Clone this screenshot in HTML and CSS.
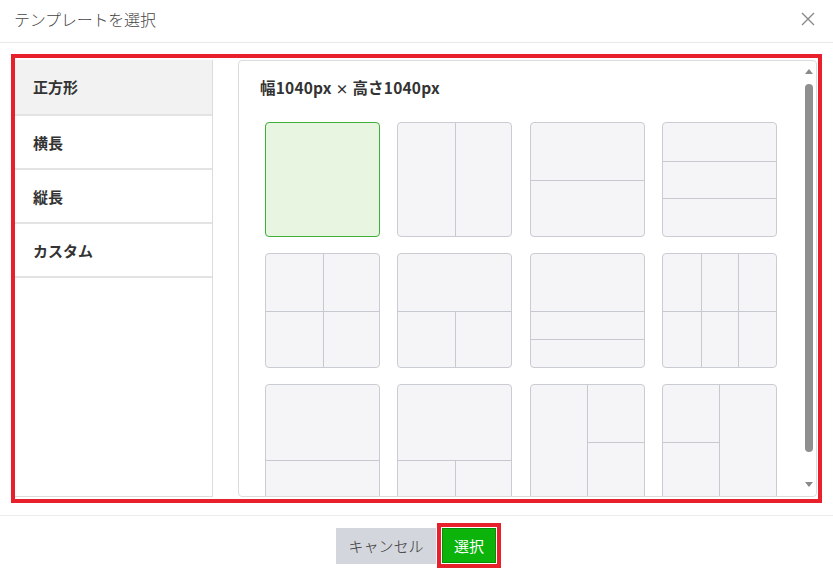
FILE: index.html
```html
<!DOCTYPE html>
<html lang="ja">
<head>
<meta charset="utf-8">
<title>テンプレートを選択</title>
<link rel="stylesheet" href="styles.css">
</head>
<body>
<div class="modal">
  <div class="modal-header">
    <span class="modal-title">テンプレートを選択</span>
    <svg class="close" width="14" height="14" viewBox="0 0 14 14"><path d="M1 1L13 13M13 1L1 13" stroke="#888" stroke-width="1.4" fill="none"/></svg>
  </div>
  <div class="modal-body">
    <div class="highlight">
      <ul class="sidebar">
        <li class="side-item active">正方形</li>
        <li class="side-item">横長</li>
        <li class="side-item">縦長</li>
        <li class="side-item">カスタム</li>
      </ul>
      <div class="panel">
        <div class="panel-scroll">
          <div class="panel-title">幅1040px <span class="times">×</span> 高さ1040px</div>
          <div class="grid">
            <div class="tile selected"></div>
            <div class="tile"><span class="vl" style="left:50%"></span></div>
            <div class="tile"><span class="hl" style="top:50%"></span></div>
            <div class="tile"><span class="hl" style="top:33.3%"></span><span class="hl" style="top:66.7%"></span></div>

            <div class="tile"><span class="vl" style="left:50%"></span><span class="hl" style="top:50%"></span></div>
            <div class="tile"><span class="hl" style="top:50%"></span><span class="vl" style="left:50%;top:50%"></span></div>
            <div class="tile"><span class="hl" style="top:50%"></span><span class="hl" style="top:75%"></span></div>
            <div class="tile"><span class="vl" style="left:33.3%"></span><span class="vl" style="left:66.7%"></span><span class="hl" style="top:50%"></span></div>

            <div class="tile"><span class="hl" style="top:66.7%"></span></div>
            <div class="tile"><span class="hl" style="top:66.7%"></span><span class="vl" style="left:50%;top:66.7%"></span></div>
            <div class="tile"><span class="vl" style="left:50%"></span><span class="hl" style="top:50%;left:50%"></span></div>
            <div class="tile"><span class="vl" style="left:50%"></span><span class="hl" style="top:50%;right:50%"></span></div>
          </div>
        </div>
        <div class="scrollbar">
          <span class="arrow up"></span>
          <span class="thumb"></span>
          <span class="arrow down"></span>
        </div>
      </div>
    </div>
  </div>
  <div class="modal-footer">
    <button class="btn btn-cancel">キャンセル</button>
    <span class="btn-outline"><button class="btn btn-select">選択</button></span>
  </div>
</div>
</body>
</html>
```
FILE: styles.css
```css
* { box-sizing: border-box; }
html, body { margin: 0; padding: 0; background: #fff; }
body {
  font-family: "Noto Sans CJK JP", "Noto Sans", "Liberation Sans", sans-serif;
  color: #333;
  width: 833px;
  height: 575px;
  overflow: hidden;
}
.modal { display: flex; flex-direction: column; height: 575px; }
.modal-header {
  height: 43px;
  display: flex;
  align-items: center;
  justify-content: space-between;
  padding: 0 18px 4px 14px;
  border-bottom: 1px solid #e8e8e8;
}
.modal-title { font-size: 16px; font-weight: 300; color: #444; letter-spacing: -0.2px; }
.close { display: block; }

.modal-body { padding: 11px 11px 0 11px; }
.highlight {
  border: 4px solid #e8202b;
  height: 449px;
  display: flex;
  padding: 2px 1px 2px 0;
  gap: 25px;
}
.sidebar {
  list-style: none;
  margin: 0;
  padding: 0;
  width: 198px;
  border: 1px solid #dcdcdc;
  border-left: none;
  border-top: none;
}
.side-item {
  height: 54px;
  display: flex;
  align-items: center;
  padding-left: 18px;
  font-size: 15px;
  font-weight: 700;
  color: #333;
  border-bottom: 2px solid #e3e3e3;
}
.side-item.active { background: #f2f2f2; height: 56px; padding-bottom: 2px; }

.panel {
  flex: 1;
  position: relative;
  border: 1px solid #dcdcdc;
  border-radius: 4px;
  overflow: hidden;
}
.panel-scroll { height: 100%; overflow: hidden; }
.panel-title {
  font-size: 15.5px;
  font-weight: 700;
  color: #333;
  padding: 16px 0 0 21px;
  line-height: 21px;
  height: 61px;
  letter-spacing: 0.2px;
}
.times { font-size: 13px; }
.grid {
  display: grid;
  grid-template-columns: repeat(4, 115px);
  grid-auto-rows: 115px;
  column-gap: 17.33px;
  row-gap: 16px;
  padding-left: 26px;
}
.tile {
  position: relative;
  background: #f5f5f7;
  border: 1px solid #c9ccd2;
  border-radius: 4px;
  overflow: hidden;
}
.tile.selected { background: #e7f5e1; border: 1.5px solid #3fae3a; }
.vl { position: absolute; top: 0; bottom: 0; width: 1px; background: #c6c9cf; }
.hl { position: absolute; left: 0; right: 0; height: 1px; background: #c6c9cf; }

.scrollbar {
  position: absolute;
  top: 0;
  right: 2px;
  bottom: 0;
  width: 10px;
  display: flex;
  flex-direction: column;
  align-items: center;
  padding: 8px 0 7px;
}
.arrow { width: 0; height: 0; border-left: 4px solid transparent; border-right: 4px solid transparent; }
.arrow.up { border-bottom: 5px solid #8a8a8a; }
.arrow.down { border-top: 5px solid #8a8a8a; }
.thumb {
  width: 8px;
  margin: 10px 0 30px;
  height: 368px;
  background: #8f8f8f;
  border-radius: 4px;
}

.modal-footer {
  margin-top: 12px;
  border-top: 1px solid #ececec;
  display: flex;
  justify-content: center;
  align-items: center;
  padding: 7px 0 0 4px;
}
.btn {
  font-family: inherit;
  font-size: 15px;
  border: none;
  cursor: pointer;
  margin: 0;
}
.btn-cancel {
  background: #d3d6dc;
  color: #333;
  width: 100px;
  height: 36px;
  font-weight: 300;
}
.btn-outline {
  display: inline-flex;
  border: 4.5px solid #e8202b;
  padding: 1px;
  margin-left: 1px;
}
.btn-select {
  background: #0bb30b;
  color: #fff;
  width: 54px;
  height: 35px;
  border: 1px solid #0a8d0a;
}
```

------------------------

## Set exercise:
Reproduce the material above in full, exactly, with no images.

## Response below:
Clone this screenshot in HTML and CSS.
FILE: index.html
```html
<!DOCTYPE html>
<html lang="ja">
<head>
<meta charset="utf-8">
<title>テンプレートを選択</title>
<link rel="stylesheet" href="styles.css">
</head>
<body>
<div class="modal">
  <div class="modal-header">
    <span class="modal-title">テンプレートを選択</span>
    <svg class="close" width="14" height="14" viewBox="0 0 14 14"><path d="M1 1L13 13M13 1L1 13" stroke="#888" stroke-width="1.4" fill="none"/></svg>
  </div>
  <div class="modal-body">
    <div class="highlight">
      <ul class="sidebar">
        <li class="side-item active">正方形</li>
        <li class="side-item">横長</li>
        <li class="side-item">縦長</li>
        <li class="side-item">カスタム</li>
      </ul>
      <div class="panel">
        <div class="panel-scroll">
          <div class="panel-title">幅1040px <span class="times">×</span> 高さ1040px</div>
          <div class="grid">
            <div class="tile selected"></div>
            <div class="tile"><span class="vl" style="left:50%"></span></div>
            <div class="tile"><span class="hl" style="top:50%"></span></div>
            <div class="tile"><span class="hl" style="top:33.3%"></span><span class="hl" style="top:66.7%"></span></div>

            <div class="tile"><span class="vl" style="left:50%"></span><span class="hl" style="top:50%"></span></div>
            <div class="tile"><span class="hl" style="top:50%"></span><span class="vl" style="left:50%;top:50%"></span></div>
            <div class="tile"><span class="hl" style="top:50%"></span><span class="hl" style="top:75%"></span></div>
            <div class="tile"><span class="vl" style="left:33.3%"></span><span class="vl" style="left:66.7%"></span><span class="hl" style="top:50%"></span></div>

            <div class="tile"><span class="hl" style="top:66.7%"></span></div>
            <div class="tile"><span class="hl" style="top:66.7%"></span><span class="vl" style="left:50%;top:66.7%"></span></div>
            <div class="tile"><span class="vl" style="left:50%"></span><span class="hl" style="top:50%;left:50%"></span></div>
            <div class="tile"><span class="vl" style="left:50%"></span><span class="hl" style="top:50%;right:50%"></span></div>
          </div>
        </div>
        <div class="scrollbar">
          <span class="arrow up"></span>
          <span class="thumb"></span>
          <span class="arrow down"></span>
        </div>
      </div>
    </div>
  </div>
  <div class="modal-footer">
    <button class="btn btn-cancel">キャンセル</button>
    <span class="btn-outline"><button class="btn btn-select">選択</button></span>
  </div>
</div>
</body>
</html>
```
FILE: styles.css
```css
* { box-sizing: border-box; }
html, body { margin: 0; padding: 0; background: #fff; }
body {
  font-family: "Noto Sans CJK JP", "Noto Sans", "Liberation Sans", sans-serif;
  color: #333;
  width: 833px;
  height: 575px;
  overflow: hidden;
}
.modal { display: flex; flex-direction: column; height: 575px; }
.modal-header {
  height: 43px;
  display: flex;
  align-items: center;
  justify-content: space-between;
  padding: 0 18px 4px 14px;
  border-bottom: 1px solid #e8e8e8;
}
.modal-title { font-size: 16px; font-weight: 300; color: #444; letter-spacing: -0.2px; }
.close { display: block; }

.modal-body { padding: 11px 11px 0 11px; }
.highlight {
  border: 4px solid #e8202b;
  height: 449px;
  display: flex;
  padding: 2px 1px 2px 0;
  gap: 25px;
}
.sidebar {
  list-style: none;
  margin: 0;
  padding: 0;
  width: 198px;
  border: 1px solid #dcdcdc;
  border-left: none;
  border-top: none;
}
.side-item {
  height: 54px;
  display: flex;
  align-items: center;
  padding-left: 18px;
  font-size: 15px;
  font-weight: 700;
  color: #333;
  border-bottom: 2px solid #e3e3e3;
}
.side-item.active { background: #f2f2f2; height: 56px; padding-bottom: 2px; }

.panel {
  flex: 1;
  position: relative;
  border: 1px solid #dcdcdc;
  border-radius: 4px;
  overflow: hidden;
}
.panel-scroll { height: 100%; overflow: hidden; }
.panel-title {
  font-size: 15.5px;
  font-weight: 700;
  color: #333;
  padding: 16px 0 0 21px;
  line-height: 21px;
  height: 61px;
  letter-spacing: 0.2px;
}
.times { font-size: 13px; }
.grid {
  display: grid;
  grid-template-columns: repeat(4, 115px);
  grid-auto-rows: 115px;
  column-gap: 17.33px;
  row-gap: 16px;
  padding-left: 26px;
}
.tile {
  position: relative;
  background: #f5f5f7;
  border: 1px solid #c9ccd2;
  border-radius: 4px;
  overflow: hidden;
}
.tile.selected { background: #e7f5e1; border: 1.5px solid #3fae3a; }
.vl { position: absolute; top: 0; bottom: 0; width: 1px; background: #c6c9cf; }
.hl { position: absolute; left: 0; right: 0; height: 1px; background: #c6c9cf; }

.scrollbar {
  position: absolute;
  top: 0;
  right: 2px;
  bottom: 0;
  width: 10px;
  display: flex;
  flex-direction: column;
  align-items: center;
  padding: 8px 0 7px;
}
.arrow { width: 0; height: 0; border-left: 4px solid transparent; border-right: 4px solid transparent; }
.arrow.up { border-bottom: 5px solid #8a8a8a; }
.arrow.down { border-top: 5px solid #8a8a8a; }
.thumb {
  width: 8px;
  margin: 10px 0 30px;
  height: 368px;
  background: #8f8f8f;
  border-radius: 4px;
}

.modal-footer {
  margin-top: 12px;
  border-top: 1px solid #ececec;
  display: flex;
  justify-content: center;
  align-items: center;
  padding: 7px 0 0 4px;
}
.btn {
  font-family: inherit;
  font-size: 15px;
  border: none;
  cursor: pointer;
  margin: 0;
}
.btn-cancel {
  background: #d3d6dc;
  color: #333;
  width: 100px;
  height: 36px;
  font-weight: 300;
}
.btn-outline {
  display: inline-flex;
  border: 4.5px solid #e8202b;
  padding: 1px;
  margin-left: 1px;
}
.btn-select {
  background: #0bb30b;
  color: #fff;
  width: 54px;
  height: 35px;
  border: 1px solid #0a8d0a;
}
```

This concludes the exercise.